→ **WHAT TO PRODUCE**: Read the records below and copy each line that contains "index".

→ **RECORD EXTRACTS**:
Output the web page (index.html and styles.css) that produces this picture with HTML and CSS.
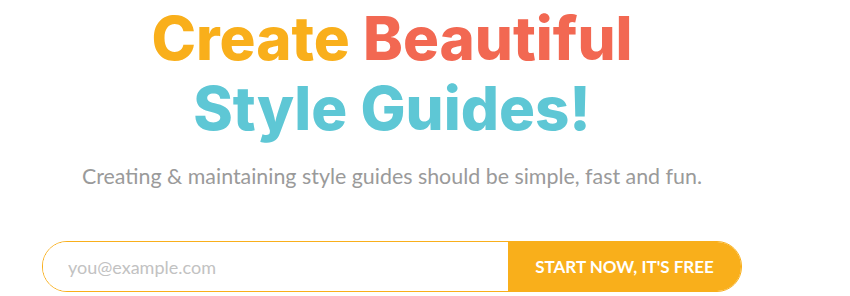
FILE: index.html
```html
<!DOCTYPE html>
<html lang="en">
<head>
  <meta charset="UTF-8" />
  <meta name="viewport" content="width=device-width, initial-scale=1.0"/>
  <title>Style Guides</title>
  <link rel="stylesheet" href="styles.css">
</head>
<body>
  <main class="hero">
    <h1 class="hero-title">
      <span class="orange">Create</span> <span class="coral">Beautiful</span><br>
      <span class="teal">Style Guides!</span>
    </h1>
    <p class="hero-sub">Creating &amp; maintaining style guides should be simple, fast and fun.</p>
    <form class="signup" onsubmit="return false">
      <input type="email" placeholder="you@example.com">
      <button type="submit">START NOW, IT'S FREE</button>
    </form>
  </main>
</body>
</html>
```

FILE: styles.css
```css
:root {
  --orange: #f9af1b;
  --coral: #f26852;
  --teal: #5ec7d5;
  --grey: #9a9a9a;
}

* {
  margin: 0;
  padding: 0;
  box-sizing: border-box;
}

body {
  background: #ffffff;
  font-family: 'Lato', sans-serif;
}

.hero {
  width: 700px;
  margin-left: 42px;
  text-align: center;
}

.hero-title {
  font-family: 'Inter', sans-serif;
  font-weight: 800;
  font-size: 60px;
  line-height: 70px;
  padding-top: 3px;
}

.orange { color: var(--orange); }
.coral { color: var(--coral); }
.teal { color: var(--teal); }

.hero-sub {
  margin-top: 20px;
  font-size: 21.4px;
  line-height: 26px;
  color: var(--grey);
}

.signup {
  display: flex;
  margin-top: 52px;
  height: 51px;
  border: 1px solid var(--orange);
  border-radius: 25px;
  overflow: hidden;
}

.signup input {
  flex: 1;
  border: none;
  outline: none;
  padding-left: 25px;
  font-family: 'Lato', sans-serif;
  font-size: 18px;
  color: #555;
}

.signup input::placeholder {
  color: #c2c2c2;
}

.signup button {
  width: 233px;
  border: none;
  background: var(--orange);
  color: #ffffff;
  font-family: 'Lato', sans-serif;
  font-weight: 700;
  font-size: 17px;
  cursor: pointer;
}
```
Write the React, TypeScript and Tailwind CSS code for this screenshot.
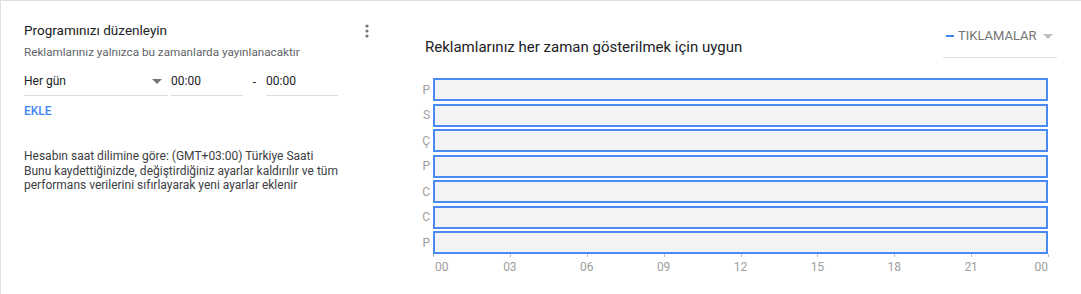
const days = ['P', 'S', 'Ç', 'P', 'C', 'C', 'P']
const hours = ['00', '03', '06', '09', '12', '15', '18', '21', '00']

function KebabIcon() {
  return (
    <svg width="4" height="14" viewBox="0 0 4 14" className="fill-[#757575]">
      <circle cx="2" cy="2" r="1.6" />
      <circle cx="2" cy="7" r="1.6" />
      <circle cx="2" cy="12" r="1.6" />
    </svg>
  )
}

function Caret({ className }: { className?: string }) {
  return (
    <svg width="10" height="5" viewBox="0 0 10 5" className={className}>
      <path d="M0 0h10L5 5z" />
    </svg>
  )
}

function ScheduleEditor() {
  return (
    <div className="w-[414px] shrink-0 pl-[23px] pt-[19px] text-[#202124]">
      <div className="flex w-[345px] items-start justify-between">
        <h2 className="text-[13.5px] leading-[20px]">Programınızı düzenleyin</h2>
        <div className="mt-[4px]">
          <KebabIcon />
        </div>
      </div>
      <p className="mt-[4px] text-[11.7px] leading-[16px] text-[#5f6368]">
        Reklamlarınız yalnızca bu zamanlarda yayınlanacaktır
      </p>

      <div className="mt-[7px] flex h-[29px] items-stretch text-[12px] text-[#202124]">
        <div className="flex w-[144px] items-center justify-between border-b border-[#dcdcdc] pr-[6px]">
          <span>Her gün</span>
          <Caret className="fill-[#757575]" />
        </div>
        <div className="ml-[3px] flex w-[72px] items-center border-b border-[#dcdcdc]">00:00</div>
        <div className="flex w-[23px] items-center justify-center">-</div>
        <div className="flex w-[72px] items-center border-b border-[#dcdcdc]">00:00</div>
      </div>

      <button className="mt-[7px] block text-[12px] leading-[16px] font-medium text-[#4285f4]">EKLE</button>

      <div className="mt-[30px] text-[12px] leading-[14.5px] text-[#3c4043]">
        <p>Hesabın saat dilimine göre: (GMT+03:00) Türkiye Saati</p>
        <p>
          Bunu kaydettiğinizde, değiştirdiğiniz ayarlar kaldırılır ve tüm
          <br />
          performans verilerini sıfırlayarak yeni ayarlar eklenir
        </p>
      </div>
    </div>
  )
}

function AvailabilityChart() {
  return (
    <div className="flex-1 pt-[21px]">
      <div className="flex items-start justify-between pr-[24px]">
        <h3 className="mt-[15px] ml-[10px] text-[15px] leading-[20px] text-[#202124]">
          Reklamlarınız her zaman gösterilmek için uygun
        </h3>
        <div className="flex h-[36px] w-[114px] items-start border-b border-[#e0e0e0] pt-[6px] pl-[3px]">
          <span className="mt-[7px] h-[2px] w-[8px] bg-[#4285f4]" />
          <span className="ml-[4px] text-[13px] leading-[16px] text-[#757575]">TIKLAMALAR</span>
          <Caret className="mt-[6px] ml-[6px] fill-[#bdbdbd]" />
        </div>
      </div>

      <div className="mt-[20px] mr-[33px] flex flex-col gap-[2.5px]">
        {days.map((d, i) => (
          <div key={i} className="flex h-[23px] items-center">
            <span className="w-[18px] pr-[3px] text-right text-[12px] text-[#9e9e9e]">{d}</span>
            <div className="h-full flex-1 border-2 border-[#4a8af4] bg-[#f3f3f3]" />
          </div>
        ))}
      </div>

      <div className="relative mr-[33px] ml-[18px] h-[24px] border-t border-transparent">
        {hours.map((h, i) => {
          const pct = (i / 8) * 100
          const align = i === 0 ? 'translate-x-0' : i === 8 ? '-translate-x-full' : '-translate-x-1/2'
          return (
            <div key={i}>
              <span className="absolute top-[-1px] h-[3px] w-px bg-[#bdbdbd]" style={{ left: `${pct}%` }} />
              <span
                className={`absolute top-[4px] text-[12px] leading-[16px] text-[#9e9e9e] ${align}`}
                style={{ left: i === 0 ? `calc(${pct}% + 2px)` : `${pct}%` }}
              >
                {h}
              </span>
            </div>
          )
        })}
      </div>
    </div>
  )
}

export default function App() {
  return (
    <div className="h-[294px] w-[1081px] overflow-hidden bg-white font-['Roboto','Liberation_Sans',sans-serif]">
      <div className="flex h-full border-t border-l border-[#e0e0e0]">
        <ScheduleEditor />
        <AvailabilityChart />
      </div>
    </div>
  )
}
---
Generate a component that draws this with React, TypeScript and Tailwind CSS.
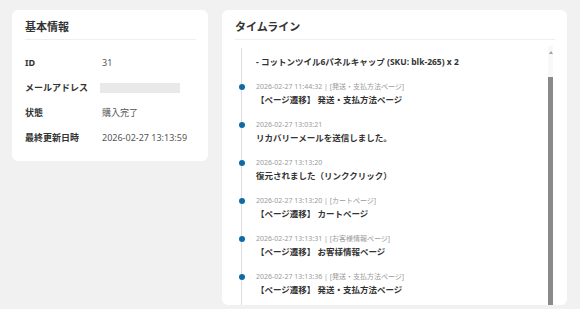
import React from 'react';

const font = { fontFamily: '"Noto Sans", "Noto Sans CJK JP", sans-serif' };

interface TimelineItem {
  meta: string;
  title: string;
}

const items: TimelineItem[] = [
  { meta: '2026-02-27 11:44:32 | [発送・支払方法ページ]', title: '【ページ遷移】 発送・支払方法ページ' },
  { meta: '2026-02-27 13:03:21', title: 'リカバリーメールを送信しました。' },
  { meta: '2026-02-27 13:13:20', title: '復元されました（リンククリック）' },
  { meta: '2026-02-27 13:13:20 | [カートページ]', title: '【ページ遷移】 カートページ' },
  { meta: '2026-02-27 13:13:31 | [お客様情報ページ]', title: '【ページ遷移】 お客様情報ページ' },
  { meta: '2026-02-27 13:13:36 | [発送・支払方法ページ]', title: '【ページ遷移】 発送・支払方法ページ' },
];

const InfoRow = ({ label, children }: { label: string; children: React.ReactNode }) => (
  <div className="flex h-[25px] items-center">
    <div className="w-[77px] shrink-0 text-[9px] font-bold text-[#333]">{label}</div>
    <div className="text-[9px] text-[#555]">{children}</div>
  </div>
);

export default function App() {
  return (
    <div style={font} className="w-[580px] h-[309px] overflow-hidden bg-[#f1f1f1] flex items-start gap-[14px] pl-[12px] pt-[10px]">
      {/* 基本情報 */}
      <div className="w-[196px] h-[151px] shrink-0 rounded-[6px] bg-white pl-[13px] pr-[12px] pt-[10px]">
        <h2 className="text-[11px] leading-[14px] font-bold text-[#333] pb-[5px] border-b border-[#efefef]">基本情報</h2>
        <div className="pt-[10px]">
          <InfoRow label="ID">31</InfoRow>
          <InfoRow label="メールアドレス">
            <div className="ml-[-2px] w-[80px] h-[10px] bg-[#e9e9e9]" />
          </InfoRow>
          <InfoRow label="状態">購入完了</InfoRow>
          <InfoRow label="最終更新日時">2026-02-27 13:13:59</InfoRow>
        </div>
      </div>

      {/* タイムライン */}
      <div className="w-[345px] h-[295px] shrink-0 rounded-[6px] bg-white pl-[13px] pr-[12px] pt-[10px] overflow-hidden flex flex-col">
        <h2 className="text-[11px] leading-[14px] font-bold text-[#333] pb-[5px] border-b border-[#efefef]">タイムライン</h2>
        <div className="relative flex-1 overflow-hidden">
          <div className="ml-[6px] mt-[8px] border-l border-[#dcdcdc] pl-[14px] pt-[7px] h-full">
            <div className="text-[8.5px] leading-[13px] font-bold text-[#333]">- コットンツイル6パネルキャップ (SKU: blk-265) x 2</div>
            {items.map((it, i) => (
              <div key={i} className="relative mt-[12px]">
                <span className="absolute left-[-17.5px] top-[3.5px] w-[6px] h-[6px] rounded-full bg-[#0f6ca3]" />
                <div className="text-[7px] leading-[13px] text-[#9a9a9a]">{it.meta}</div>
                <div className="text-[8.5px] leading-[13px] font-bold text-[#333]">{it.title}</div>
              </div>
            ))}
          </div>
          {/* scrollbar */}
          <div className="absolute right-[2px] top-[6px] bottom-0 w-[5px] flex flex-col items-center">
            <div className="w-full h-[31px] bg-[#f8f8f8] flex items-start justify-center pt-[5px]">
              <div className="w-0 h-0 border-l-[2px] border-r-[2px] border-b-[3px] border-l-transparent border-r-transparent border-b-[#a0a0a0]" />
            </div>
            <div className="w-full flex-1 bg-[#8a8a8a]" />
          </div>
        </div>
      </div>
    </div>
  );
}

→ **RESULT BELOW**:
Output the web page (index.html and styles.css) that produces this picture with HTML and CSS.
FILE: index.html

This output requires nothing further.